Un coup de coeur de Anthony G.
S’inscrivant dans la lignée de Victor Klemperer qui avait fort bien analysé les liens entre langage et pensée nazie, l’auteur interroge le rôle du vocabulaire quotidien issu de l’informatique dans notre structure de pensée contemporaine. À l'évidence, le langage machine sert la rationalisation du monde. Le rapport à la parole tend à devenir purement fonctionnel. Celle-ci sert non plus à parler mais à communiquer des informations. Dans les débats télévisés ou discours politiques, les mots font dans la généralité et la statistique. Le discours en devient totalisant et calculant. In fine, en se calquant sur le langage informatique qui ne permet ni intonation, ni énonciation, ni nuance, le langage courant s’aplatit, se diminue ; il formate nos pratiques et limite nos choix.

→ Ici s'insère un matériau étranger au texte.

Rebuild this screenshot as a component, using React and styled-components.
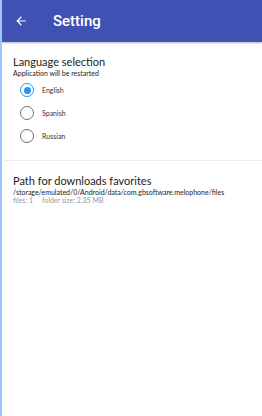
import styled, { createGlobalStyle } from "styled-components";

const Global = createGlobalStyle`
	html, body {
		margin: 0;
		padding: 0;
		background: #fff;
	}
	body {
		font-family: Lato, "Noto Sans", sans-serif;
	}
`;

const Screen = styled.div`
	width: 262px;
	height: 416px;
	position: relative;
	overflow: hidden;
	background: #fff;
	border-left: 2px solid #9fc3ff;
	box-sizing: border-box;
`;

const Toolbar = styled.header`
	height: 42px;
	background: #3f51b5;
	display: flex;
	align-items: center;
	box-shadow: 0 1px 2px rgba(0, 0, 0, 0.3);
	color: #fff;
`;

const BackButton = styled.div`
	width: 38px;
	display: flex;
	justify-content: center;
`;

const Title = styled.div`
	font-family: Roboto, sans-serif;
	font-size: 15px;
	font-weight: 500;
	margin-left: 13px;
`;

const Section = styled.section`
	padding: ${(p) => p.$pad};
`;

const Heading = styled.div`
	font-size: 11px;
	color: #222;
	line-height: 14px;
`;

const Sub = styled.div`
	font-size: 7px;
	color: ${(p) => (p.$muted ? "#9a9a9a" : "#222")};
	line-height: 8px;
	white-space: nowrap;
`;

const Options = styled.div`
	display: flex;
	flex-direction: column;
	gap: 9px;
	margin-top: 6px;
	padding-left: 7px;
`;

const Option = styled.label`
	display: flex;
	align-items: center;
	gap: 8px;
	font-size: 7px;
	color: #333;
	height: 14px;
`;

const Radio = styled.span`
	width: 14px;
	height: 14px;
	border-radius: 50%;
	box-sizing: border-box;
	border: 1.6px solid ${(p) => (p.$on ? "#2196f3" : "#6f6f6f")};
	display: flex;
	align-items: center;
	justify-content: center;
	&::after {
		content: "";
		width: 7px;
		height: 7px;
		border-radius: 50%;
		background: ${(p) => (p.$on ? "#2196f3" : "transparent")};
	}
`;

const Divider = styled.hr`
	border: none;
	border-top: 1px solid #ececec;
	margin: 0 0 0 2px;
`;

const languages = ["English", "Spanish", "Russian"];

export default function App() {
	return (
		<Screen>
			<Global />
			<Toolbar>
				<BackButton>
					<svg width="14" height="14" viewBox="0 0 24 24">
						<path
							d="M20 11H7.83l5.59-5.59L12 4l-8 8 8 8 1.41-1.41L7.83 13H20v-2z"
							fill="#fff"
						/>
					</svg>
				</BackButton>
				<Title>Setting</Title>
			</Toolbar>
			<Section $pad="13px 0 17px 11px">
				<Heading>Language selection</Heading>
				<Sub>Application will be restarted</Sub>
				<Options>
					{languages.map((l, i) => (
						<Option key={l}>
							<Radio $on={i === 0} />
							{l}
						</Option>
					))}
				</Options>
			</Section>
			<Divider />
			<Section $pad="13px 0 0 11px">
				<Heading>Path for downloads favorites</Heading>
				<Sub>/storage/emulated/0/Android/data/com.gbsoftware.melophone/files</Sub>
				<Sub $muted>files: 1&nbsp;&nbsp;&nbsp;&nbsp; folder size: 2.35 MB</Sub>
			</Section>
		</Screen>
	);
}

L’hypothèse du psychiatre est la suivante : cette contamination du langage quotidien par le langage machine, plutôt que subie, n'est-elle pas inconsciemment souhaitée et choisie ? Étymologiquement, l'ordinateur est celui qui ordonne. Ainsi la rationalité scientifique du monde fait figure de grand récit contemporain. Et il est parfaitement logique que celui-ci s'écrive en langage informatique.
À travers ce journal de bord passionnant rythmé de notes d'humour, c'est à ces réflexions (et d'autres) que nous invite avec brio Yann Diener.